Short exercise:
Every line from the first one to the line containing "<explorer-window></explorer-window>" should be echoed exactly; leave out the rest.

Recorded data:
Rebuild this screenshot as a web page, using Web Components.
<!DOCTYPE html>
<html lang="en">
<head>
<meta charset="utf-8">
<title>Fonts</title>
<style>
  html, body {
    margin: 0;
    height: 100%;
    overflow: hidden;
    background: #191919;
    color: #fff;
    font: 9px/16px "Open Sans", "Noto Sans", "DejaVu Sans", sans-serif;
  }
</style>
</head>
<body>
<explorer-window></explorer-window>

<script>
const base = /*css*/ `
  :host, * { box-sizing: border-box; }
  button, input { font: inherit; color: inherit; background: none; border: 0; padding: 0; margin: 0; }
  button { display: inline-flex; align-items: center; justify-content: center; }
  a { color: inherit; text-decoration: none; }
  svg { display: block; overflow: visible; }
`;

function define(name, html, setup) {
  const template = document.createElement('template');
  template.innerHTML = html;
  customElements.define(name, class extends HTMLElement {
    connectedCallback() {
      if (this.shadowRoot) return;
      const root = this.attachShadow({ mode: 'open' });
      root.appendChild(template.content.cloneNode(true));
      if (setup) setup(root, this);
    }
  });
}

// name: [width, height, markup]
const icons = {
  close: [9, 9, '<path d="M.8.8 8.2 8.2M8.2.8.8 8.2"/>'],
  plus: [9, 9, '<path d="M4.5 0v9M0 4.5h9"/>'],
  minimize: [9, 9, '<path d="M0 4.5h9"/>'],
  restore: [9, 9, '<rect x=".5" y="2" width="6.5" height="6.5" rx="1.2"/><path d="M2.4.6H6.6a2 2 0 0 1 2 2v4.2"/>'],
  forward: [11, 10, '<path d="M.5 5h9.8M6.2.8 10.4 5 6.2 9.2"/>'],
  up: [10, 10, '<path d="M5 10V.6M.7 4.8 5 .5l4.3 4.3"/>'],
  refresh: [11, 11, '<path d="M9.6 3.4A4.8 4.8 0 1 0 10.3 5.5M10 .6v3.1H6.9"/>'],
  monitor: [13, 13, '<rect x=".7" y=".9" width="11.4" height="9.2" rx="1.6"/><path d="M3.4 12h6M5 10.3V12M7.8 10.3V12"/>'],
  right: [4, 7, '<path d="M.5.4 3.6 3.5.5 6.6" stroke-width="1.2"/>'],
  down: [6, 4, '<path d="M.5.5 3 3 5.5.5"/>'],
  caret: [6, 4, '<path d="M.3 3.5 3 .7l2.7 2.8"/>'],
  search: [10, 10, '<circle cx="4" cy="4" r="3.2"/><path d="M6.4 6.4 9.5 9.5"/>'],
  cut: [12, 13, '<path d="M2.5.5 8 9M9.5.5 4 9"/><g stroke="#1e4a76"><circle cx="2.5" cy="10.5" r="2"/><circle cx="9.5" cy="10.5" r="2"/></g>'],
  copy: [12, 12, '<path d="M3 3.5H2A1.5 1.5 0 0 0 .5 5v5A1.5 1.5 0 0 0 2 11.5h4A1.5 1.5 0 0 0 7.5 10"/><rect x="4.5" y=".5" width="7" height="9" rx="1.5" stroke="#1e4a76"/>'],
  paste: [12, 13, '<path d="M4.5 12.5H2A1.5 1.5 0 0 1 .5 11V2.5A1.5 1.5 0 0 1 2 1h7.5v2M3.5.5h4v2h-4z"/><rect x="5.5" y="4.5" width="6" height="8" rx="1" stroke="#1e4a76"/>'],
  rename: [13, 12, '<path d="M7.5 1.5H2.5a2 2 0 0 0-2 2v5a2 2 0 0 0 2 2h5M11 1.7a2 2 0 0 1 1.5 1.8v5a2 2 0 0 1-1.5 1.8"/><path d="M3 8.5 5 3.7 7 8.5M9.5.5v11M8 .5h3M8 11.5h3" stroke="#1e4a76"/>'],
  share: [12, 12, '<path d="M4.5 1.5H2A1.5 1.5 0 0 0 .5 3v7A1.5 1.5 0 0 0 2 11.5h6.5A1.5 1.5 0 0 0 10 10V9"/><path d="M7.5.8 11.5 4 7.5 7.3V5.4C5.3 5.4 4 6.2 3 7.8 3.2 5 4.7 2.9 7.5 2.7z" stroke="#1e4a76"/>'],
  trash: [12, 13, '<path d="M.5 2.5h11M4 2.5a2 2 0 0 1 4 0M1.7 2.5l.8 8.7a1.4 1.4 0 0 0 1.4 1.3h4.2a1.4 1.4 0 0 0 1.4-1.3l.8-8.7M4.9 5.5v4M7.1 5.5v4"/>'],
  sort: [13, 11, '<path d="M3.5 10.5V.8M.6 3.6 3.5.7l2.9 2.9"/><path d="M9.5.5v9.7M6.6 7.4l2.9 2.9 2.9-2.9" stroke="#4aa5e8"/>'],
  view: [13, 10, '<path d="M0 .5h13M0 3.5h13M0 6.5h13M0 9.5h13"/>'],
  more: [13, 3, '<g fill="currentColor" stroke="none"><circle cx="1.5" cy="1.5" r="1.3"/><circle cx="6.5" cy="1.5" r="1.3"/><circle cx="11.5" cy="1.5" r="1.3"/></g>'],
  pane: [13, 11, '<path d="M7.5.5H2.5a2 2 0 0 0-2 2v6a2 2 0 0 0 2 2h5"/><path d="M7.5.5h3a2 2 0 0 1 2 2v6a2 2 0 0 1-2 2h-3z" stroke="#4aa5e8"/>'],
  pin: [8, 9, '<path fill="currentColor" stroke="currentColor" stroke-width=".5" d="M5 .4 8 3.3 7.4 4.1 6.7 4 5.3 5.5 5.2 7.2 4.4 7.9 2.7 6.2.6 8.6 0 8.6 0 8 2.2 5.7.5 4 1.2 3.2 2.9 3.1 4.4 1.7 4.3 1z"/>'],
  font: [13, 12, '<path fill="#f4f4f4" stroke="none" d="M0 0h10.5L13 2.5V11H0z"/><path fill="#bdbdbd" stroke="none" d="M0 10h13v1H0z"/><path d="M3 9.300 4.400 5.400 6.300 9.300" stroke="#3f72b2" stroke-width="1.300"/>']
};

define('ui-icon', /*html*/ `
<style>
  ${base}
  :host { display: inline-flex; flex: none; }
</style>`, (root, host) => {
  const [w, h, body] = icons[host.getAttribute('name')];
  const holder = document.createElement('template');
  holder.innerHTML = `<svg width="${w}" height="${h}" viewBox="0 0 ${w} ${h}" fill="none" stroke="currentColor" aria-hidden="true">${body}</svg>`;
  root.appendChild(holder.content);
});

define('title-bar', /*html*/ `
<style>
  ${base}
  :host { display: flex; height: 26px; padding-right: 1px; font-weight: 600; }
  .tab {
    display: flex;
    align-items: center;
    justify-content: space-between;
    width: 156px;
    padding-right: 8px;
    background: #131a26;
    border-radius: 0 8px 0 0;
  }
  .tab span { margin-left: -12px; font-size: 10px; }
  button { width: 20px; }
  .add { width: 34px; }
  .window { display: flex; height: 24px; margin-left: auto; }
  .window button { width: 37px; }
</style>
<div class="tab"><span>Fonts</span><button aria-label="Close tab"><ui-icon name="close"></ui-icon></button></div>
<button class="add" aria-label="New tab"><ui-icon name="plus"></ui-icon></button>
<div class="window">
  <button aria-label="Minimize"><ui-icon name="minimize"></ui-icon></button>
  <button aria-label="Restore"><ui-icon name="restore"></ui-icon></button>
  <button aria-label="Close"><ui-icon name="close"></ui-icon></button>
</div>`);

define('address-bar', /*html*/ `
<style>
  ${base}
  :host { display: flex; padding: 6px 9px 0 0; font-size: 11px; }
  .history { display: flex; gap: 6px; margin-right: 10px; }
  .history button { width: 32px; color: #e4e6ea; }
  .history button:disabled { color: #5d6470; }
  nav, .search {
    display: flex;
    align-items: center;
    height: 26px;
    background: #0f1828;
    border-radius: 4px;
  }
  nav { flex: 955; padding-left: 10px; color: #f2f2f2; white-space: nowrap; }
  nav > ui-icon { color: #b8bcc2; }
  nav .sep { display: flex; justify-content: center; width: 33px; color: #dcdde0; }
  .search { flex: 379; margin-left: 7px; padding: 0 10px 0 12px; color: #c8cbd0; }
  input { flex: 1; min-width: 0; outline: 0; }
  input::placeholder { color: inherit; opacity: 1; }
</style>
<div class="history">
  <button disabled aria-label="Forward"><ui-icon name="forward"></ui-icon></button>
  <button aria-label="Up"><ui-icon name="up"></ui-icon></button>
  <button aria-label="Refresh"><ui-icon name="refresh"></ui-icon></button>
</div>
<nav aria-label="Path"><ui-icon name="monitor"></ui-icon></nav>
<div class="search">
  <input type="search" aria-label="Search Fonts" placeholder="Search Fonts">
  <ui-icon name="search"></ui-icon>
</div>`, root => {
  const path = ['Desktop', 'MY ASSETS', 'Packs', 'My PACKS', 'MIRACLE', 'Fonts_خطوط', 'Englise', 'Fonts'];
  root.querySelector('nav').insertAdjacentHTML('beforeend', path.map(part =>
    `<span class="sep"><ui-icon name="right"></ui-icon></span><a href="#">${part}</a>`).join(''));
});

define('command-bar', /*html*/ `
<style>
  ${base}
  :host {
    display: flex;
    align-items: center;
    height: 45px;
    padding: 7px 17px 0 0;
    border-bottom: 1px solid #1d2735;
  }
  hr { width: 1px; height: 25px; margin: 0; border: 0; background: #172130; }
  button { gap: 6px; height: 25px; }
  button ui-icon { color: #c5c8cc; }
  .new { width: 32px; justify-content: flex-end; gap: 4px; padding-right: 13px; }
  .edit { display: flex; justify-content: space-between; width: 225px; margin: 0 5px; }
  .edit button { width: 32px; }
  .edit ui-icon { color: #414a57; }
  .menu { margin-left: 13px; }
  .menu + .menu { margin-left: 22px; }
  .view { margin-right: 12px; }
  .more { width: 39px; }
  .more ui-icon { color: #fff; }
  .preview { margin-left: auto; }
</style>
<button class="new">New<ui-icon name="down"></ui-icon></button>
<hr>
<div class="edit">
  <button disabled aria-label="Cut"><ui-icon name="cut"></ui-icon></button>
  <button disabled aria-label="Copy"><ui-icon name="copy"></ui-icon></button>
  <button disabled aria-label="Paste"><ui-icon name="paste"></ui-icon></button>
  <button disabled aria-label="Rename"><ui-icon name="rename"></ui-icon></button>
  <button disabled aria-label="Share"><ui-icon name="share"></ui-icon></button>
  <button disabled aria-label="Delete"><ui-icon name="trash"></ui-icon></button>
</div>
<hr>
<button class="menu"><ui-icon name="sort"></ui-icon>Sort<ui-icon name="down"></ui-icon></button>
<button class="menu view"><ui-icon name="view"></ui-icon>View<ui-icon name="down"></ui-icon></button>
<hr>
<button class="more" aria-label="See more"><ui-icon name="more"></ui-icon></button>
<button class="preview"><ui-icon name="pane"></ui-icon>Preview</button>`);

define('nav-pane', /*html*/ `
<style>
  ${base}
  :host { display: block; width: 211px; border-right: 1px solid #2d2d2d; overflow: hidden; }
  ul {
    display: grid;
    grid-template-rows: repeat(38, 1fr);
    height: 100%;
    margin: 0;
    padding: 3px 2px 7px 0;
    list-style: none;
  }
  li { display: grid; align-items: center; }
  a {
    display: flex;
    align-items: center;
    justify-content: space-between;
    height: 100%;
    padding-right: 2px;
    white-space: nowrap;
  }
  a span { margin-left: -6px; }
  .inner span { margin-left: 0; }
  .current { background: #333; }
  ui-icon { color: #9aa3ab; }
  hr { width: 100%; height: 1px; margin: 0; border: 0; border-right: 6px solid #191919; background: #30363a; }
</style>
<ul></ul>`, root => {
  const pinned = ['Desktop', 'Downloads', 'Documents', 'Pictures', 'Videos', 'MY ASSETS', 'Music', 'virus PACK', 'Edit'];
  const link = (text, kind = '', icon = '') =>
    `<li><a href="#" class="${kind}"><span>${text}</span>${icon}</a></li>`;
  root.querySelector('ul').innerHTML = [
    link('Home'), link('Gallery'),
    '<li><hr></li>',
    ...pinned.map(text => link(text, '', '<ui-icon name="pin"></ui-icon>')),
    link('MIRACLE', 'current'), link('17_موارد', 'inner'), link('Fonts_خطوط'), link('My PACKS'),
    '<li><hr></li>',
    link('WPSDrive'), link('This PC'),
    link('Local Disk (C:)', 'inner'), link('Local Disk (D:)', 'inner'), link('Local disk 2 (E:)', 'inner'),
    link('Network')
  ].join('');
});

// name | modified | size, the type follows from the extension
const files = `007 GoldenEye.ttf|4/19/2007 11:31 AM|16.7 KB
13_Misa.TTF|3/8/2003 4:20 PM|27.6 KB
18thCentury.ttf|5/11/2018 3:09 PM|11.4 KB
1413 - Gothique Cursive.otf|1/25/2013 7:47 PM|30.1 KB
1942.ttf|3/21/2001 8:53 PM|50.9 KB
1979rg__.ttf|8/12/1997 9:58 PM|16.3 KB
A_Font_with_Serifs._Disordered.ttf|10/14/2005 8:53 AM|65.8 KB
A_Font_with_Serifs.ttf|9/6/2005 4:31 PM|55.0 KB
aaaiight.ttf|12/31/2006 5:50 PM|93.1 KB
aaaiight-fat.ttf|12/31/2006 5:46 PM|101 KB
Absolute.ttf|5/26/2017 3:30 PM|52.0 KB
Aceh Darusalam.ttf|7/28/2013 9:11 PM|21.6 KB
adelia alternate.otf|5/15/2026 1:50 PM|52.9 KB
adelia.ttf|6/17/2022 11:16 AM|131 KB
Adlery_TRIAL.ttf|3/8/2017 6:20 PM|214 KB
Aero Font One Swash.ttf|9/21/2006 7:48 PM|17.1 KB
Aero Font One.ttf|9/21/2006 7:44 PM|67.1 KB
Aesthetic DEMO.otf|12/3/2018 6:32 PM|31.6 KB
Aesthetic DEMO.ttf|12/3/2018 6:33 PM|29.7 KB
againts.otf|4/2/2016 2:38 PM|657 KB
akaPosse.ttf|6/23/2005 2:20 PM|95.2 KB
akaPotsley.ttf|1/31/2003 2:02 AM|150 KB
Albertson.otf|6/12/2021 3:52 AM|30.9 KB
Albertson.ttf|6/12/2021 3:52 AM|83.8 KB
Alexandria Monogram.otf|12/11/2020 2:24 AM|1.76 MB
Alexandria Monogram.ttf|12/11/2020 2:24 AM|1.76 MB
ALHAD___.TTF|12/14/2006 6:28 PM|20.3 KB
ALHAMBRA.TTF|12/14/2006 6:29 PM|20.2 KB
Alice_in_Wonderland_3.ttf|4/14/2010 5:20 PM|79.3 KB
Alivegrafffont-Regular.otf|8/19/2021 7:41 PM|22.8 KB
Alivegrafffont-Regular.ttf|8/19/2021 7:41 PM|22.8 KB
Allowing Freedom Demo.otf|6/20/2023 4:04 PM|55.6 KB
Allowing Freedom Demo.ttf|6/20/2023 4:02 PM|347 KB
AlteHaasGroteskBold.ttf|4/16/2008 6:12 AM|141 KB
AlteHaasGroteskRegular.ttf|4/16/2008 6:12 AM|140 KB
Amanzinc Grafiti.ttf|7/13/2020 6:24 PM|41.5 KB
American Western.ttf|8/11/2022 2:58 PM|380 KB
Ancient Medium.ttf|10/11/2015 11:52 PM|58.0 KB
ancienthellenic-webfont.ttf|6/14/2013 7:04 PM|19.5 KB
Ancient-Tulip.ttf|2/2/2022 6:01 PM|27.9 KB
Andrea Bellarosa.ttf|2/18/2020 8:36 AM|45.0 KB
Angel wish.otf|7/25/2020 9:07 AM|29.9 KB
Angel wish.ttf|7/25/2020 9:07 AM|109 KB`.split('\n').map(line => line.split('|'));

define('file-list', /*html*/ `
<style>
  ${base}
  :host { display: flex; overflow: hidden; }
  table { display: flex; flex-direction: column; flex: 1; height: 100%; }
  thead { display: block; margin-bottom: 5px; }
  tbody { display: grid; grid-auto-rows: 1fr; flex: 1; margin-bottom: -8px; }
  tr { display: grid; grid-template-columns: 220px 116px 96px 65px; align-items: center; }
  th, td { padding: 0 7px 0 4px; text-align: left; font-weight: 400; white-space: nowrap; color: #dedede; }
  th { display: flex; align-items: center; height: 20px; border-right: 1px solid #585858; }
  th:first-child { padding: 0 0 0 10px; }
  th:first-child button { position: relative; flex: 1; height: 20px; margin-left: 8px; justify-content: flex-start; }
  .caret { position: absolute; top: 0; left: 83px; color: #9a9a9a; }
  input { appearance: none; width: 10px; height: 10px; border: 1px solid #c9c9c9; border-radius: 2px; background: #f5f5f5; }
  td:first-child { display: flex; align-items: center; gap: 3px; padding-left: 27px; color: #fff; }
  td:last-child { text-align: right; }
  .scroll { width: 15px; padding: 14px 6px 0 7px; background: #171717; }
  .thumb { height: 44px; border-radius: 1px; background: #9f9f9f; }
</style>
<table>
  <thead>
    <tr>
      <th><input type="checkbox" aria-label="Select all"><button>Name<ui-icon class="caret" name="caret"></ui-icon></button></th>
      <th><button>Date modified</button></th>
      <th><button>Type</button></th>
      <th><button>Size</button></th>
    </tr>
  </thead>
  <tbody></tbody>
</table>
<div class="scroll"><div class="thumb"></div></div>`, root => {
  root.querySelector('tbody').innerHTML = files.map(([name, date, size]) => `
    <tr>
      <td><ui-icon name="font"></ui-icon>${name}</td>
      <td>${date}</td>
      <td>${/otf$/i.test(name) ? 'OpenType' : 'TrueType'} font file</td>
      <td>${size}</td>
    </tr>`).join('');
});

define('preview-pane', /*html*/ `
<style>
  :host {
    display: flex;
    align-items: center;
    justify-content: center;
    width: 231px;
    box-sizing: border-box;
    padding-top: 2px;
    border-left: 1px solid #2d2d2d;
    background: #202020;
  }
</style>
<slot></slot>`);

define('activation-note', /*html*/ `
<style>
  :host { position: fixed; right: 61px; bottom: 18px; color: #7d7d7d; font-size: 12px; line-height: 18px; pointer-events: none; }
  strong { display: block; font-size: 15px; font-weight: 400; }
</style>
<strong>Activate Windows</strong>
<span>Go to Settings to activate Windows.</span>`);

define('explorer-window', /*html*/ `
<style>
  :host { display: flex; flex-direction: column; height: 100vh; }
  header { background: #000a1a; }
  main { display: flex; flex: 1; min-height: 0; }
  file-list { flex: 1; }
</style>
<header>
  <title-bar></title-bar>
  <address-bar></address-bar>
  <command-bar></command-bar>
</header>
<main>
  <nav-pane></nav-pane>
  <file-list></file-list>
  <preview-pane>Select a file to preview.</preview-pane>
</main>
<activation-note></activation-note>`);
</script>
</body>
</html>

Reply to the exercise:
Rebuild this screenshot as a web page, using Web Components.
<!DOCTYPE html>
<html lang="en">
<head>
<meta charset="utf-8">
<title>Fonts</title>
<style>
  html, body {
    margin: 0;
    height: 100%;
    overflow: hidden;
    background: #191919;
    color: #fff;
    font: 9px/16px "Open Sans", "Noto Sans", "DejaVu Sans", sans-serif;
  }
</style>
</head>
<body>
<explorer-window></explorer-window>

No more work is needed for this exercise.